* Prompt *
Using the data beneath, show every line that includes the word "component".

* Data in this exercise *
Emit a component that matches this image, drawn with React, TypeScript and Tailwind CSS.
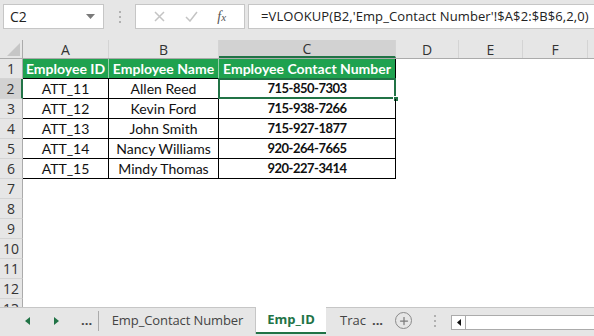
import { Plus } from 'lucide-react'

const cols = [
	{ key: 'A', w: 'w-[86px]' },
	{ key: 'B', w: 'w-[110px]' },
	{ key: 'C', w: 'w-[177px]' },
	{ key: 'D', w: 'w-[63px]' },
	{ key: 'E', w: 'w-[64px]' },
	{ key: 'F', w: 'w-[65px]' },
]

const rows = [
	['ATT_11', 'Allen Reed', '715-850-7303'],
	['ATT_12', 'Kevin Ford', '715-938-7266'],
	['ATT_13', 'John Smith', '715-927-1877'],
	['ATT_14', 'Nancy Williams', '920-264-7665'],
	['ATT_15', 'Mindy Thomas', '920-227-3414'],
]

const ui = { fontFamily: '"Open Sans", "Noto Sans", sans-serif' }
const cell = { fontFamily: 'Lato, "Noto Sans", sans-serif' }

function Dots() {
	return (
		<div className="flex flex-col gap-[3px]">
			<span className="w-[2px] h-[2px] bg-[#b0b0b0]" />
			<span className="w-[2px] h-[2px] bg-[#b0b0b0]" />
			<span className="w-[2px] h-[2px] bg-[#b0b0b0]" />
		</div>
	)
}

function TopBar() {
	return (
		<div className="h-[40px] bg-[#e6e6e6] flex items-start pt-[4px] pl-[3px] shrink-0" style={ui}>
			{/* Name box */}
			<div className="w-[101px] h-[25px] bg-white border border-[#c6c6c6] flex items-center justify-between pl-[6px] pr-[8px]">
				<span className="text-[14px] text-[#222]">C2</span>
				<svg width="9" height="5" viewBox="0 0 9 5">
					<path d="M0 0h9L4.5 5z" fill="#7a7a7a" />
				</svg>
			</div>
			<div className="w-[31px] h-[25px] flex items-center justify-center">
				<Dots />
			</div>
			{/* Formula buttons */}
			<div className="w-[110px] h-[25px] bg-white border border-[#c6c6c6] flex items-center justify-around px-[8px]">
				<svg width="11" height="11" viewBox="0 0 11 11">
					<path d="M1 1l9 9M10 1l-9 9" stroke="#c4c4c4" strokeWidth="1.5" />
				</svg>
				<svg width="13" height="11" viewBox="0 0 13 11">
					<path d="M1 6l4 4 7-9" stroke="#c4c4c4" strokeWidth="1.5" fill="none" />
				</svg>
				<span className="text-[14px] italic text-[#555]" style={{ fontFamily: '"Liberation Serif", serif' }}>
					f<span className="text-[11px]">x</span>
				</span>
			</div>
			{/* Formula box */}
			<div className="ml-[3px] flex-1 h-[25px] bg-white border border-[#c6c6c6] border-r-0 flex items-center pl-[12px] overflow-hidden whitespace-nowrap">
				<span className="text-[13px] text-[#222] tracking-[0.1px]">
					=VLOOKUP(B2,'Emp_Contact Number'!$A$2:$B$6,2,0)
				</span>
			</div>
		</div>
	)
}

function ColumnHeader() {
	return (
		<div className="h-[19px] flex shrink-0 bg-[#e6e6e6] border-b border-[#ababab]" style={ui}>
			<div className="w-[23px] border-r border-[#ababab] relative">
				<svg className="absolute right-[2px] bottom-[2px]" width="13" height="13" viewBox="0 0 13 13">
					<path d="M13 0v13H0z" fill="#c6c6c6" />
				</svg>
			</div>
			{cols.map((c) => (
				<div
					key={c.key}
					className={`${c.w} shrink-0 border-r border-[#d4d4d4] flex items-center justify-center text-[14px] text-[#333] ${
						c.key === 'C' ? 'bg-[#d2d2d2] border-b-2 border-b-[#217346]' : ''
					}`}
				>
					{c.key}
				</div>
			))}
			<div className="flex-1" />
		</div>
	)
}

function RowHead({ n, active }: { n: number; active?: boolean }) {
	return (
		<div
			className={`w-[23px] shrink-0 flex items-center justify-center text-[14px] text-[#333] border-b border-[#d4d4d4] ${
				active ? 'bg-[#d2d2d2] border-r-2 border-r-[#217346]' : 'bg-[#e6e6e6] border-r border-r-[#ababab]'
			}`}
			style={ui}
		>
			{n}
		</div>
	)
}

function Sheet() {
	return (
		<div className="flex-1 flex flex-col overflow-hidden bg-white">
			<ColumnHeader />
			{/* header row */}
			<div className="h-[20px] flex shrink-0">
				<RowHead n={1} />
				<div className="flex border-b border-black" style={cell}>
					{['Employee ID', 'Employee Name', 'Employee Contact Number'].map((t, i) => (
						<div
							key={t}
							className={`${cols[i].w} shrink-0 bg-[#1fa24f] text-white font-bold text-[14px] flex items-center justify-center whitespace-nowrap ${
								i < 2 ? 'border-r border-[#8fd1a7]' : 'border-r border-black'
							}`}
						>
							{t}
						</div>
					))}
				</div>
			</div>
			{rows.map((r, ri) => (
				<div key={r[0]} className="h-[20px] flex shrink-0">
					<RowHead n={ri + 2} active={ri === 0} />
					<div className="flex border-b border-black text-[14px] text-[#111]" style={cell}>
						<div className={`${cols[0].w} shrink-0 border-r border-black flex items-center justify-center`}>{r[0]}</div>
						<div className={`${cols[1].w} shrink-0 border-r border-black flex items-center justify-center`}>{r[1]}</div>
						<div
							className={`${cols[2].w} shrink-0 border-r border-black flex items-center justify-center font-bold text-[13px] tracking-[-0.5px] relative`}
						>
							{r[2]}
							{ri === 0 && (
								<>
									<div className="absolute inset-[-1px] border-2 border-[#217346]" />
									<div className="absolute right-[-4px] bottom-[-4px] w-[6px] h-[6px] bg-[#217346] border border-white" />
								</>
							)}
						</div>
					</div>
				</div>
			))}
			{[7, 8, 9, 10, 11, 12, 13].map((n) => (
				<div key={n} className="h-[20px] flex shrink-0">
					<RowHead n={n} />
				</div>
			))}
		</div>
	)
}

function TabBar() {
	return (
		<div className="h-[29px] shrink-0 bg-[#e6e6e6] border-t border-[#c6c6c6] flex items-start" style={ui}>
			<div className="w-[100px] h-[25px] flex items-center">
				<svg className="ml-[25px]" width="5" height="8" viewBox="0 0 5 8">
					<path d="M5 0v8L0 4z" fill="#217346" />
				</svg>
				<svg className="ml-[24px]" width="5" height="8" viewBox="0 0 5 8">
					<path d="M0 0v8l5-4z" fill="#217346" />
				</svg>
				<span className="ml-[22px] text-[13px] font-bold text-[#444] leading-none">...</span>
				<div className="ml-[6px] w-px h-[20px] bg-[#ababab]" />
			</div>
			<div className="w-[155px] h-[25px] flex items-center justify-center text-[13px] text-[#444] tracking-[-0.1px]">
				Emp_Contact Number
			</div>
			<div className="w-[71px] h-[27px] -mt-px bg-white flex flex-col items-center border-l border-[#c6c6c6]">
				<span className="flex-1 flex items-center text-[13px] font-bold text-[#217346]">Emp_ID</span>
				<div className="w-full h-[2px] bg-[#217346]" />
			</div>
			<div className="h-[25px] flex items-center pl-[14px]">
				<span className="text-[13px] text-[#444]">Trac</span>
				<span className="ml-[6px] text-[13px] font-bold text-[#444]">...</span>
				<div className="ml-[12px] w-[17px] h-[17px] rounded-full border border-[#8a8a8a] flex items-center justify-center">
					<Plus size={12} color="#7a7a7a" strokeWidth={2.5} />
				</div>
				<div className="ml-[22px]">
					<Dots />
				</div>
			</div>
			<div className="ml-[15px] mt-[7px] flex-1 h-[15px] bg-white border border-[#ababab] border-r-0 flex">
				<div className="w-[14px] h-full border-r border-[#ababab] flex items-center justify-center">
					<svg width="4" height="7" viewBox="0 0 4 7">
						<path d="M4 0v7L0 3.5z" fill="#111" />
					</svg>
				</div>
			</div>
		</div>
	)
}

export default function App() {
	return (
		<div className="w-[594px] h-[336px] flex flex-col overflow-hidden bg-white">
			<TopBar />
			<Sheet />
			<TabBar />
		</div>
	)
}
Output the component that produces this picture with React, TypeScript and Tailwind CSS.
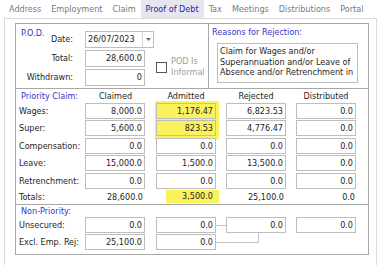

* Response to the task *
Emit a component that matches this image, drawn with React, TypeScript and Tailwind CSS.
Output the component that produces this picture with React, TypeScript and Tailwind CSS.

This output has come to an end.